También con el tiempo he descubierto que la emoción musical de las partituras del autor alemán se tejen con enorme maestría a lo largo del metraje de Rose. Éste comprende el afecto notal que posee un arranque de cuerda, un bajo y el rencor del cello que se estremece en un quejido lento y austero del personaje. Las actrices entran en las melodías como tiempos en silencio. Diera la impresión que Rose se sentó y donde encontró la cadencia musical nos situó a la admirada y querida Isabella Rossellini. Enlazar un recuerdo a través de una carta tiene un misterio para la narración de cualquier película: convertir en objetivo el mismo a través del papel escrito. En definitiva, al final el espectador se queda con la misma impresión que Emil Ludwig: ¿Qué tenía este hombre, este frío pedazo de yeso para haber conquistado el mundo?
De la misma manera somete al espectador amante de la tensión emocional que la música trasmite en muchas ocasiones, sobre todo cuando nos sumergimos en las entrañas de uno de los momentos históricos más extraños del mundo del arte y del conocimiento: Napoleón, Beethoven y Goya. Tres hombres y un destino: la eternidad.

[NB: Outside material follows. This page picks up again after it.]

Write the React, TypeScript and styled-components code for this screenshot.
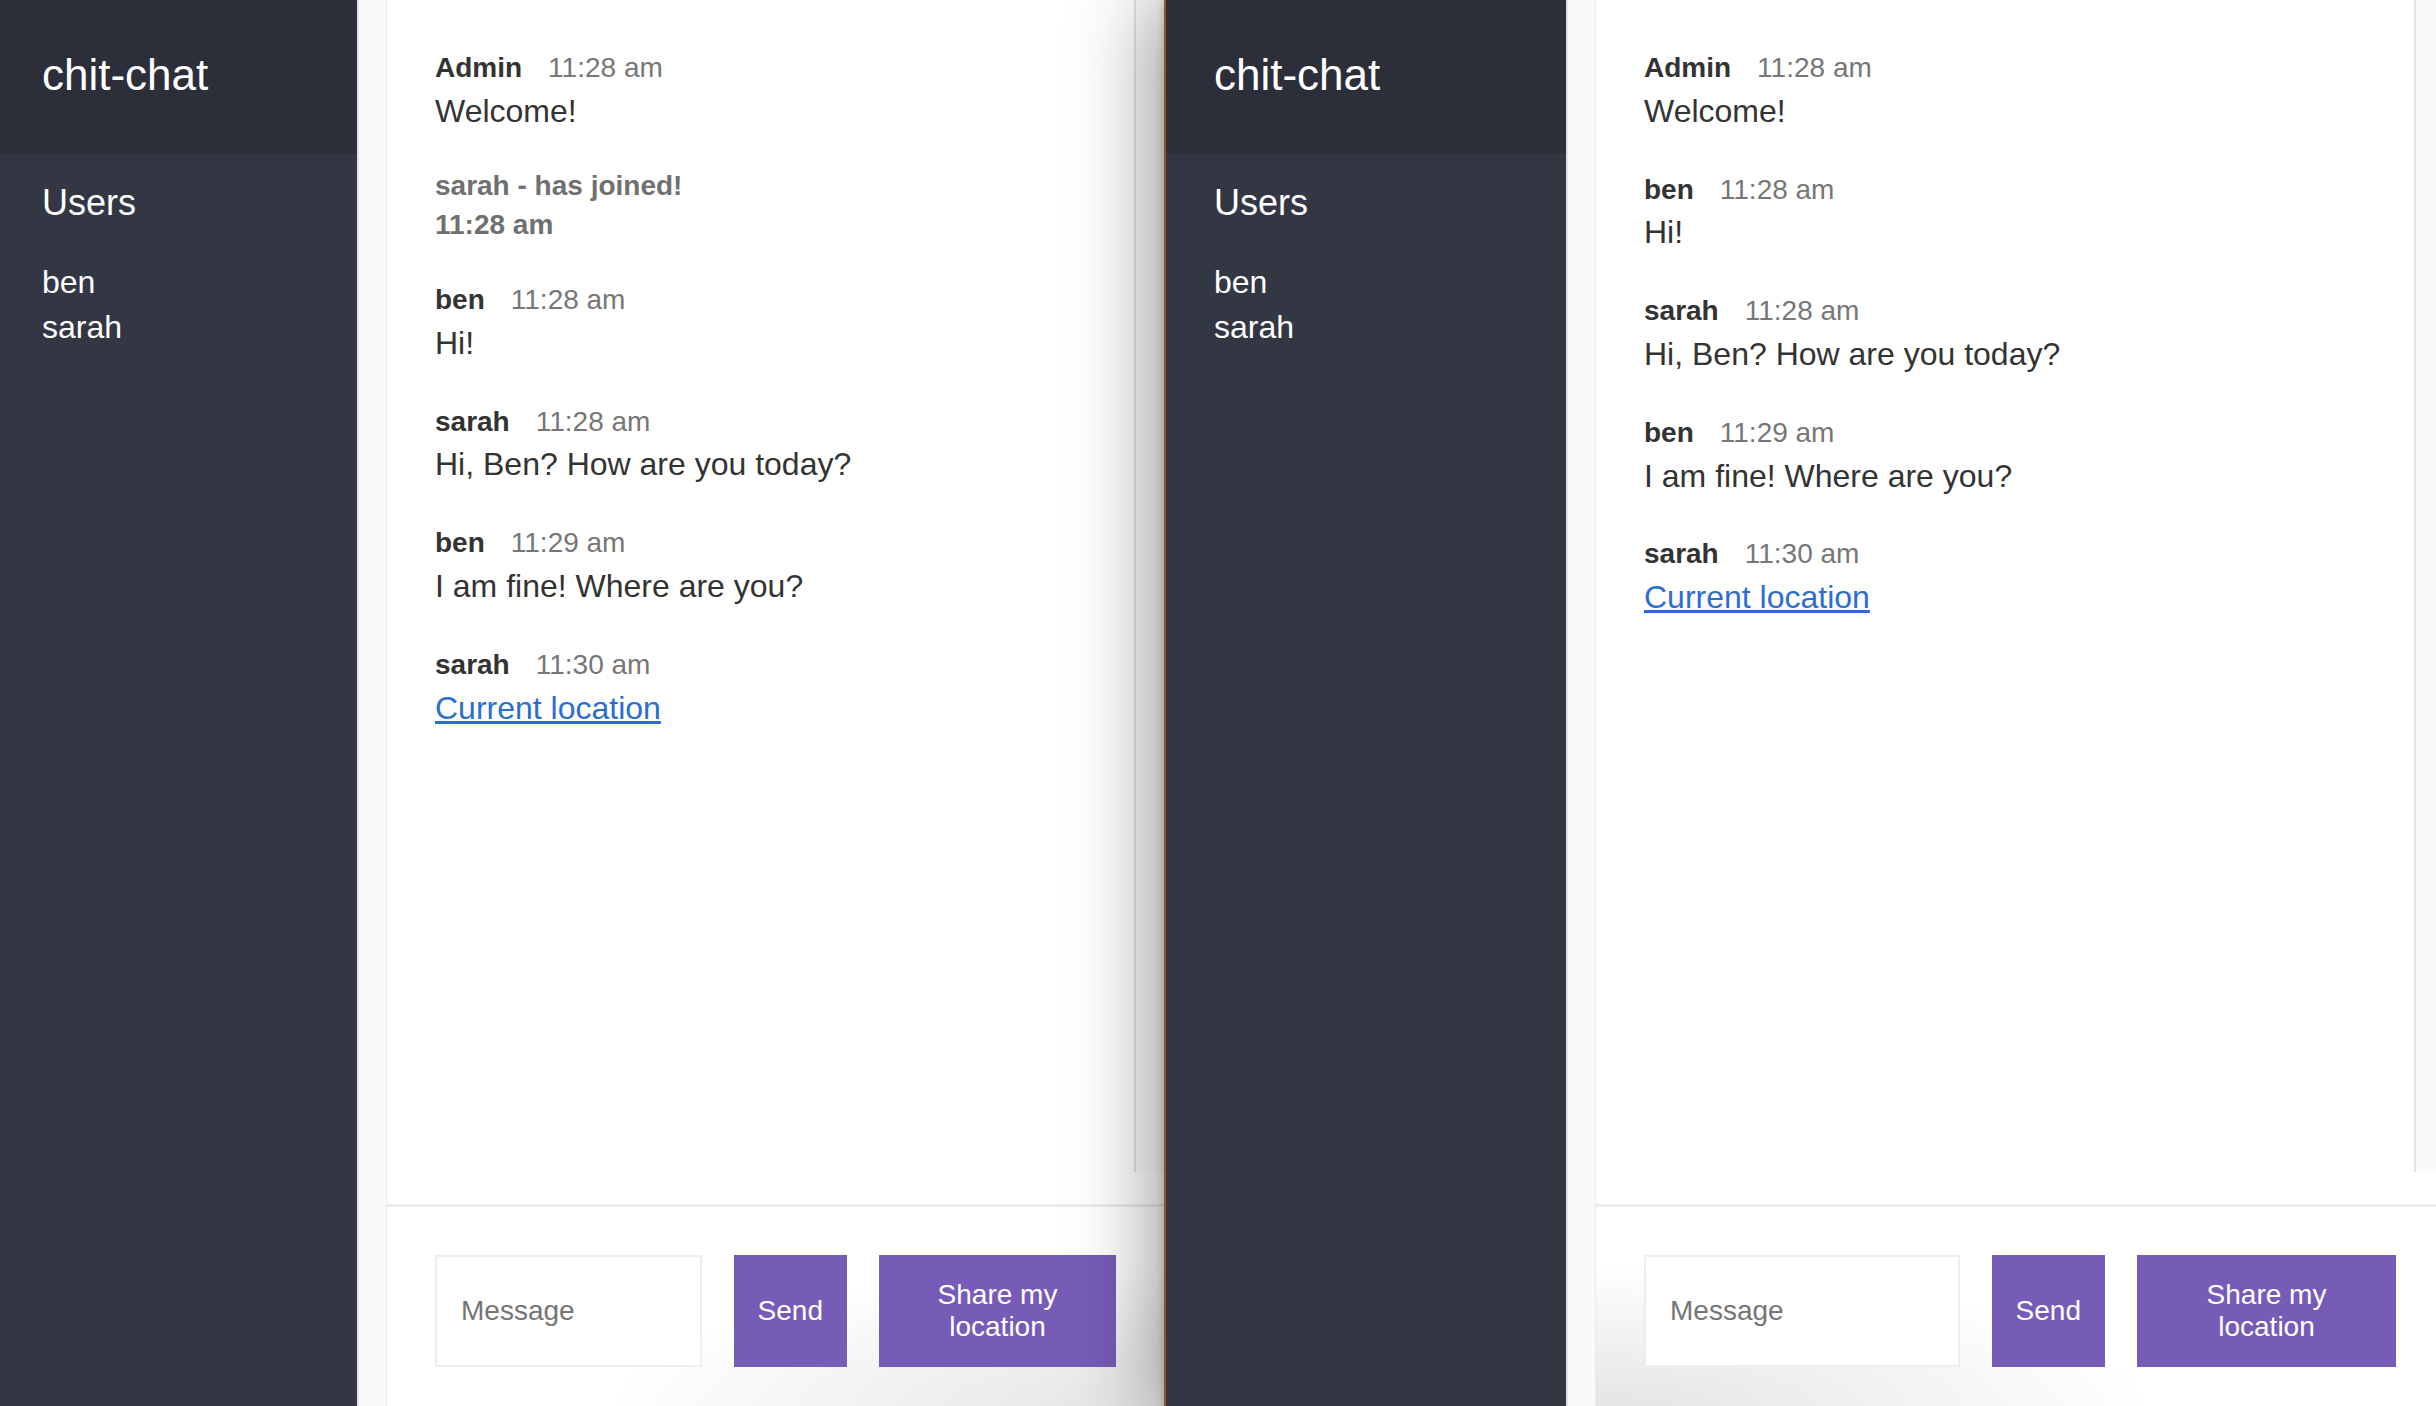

Con el paso de estos veintidós años, la cinta adquiere tintes más clásicos y es una muestra más de esos olvidos que a veces, en un alarde engolado de buscar la perfección cinematográfica, cometemos obviando el valor de sinceridad que tiene por su sencillez en la emotividad. Es una película magnífica para los humanistas que quieran transmitir a los jóvenes los valores y desavenencias que provee el afán de la creatividad y, a los que aman la música, que más se puede decir… ¡Vean la película! porque si mucho alabamos a la célebre Amadeus, no menos merece este compromiso de un director, a mi juicio, muy consecuente con su trabajo.